The leaf comes from one of 21 choral books known to have been commissioned by Bartolommeo delle Rovere for Ferrara Cathedral. Delle Rovere, nephew of Pope Sixtus IV, was the Bishop of Ferrara from 1474 to 1494, and his heraldic arms appear at the bottom of the page—a shield bearing an oak tree (rovere in Italian) surmounted by a patriarchal cross. Argenta worked on the choir books for Ferrara Cathedral from 1478 to 1486.

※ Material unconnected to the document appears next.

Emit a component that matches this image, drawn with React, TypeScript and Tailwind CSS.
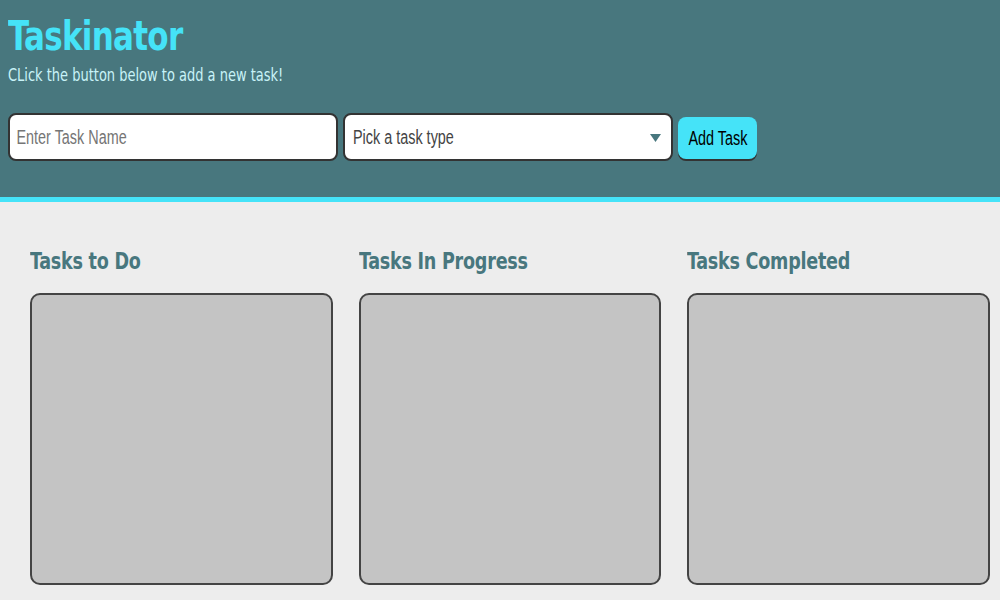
const COLUMNS = ["Tasks to Do", "Tasks In Progress", "Tasks Completed"];

export default function App() {
  return (
    <div className="min-h-[600px] bg-[#ededed] font-['DejaVu_Sans_Condensed','DejaVu_Sans',sans-serif]">
      <header className="h-[202px] bg-[#48777e] border-b-[5px] border-[#45e3f8] px-2 pt-[12px]">
        <h1 className="origin-left scale-x-[0.86] text-[40px] leading-[48px] font-bold text-[#45e3f8] tracking-[-0.8px]">
          Taskinator
        </h1>
        <p className="origin-left scale-x-[0.85] text-[17px] leading-[22px] text-[#c8f3f8] mt-[4px]">
          CLick the button below to add a new task!
        </p>
        <form className="flex items-start gap-[5px] mt-[27px] font-['Liberation_Sans',Arial,sans-serif]">
          <div className="w-[330px] h-[48px] rounded-[8px] border-2 border-[#333] bg-white overflow-hidden">
            <input
              type="text"
              placeholder="Enter Task Name"
              className="origin-left scale-x-[0.72] w-[440px] h-full bg-transparent px-[9px] text-[20px] text-[#333] placeholder:text-[#757575] outline-none"
            />
          </div>
          <div className="relative w-[330px] h-[48px] rounded-[8px] border-2 border-[#333] bg-white flex items-center px-[8px]">
            <span className="origin-left scale-x-[0.72] text-[20px] text-[#444] whitespace-nowrap">Pick a task type</span>
            <svg className="absolute right-[10px] top-[19px]" width="11" height="8" viewBox="0 0 11 8">
              <path d="M0 0 H11 L5.5 8 Z" fill="#48777e" />
            </svg>
          </div>
          <button
            type="button"
            className="mt-[4px] w-[79px] h-[42px] flex items-center justify-center rounded-[8px] bg-[#45e3f8] text-[20px] text-black shadow-[0_2px_0_#333]"
          >
            <span className="inline-block scale-x-[0.72] whitespace-nowrap">Add Task</span>
          </button>
        </form>
      </header>
      <main className="grid grid-cols-3 gap-[26px] pl-[30px] pr-[10px] pt-[45px]">
        {COLUMNS.map((title) => (
          <section key={title}>
            <h2 className="origin-left scale-x-[0.85] text-[23px] leading-[28px] font-bold text-[#48777e] tracking-[-0.3px] whitespace-nowrap">
              {title}
            </h2>
            <div className="mt-[18px] h-[292px] rounded-[10px] border-2 border-[#444] bg-[#c4c4c4]" />
          </section>
        ))}
      </main>
    </div>
  );
}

Throughout the Middle Ages and Renaissance, every church, chapel, and community of monks or nuns needed choral books, and the copying and “noting” (supplying the music) of manuscripts went on continuously throughout Europe, even beyond the invention of printing. These beautiful books were among the most prestigious treasures of a church or monastery. Today, numerous Italian choral books, including detached leaves and fragments, are preserved in museums and libraries around the world, their parchment leaves and gold and silver illuminations as brilliant and fascinating to our eyes as they were centuries ago to Renaissance men and women. Many are artistic masterpieces and works of great historical importance.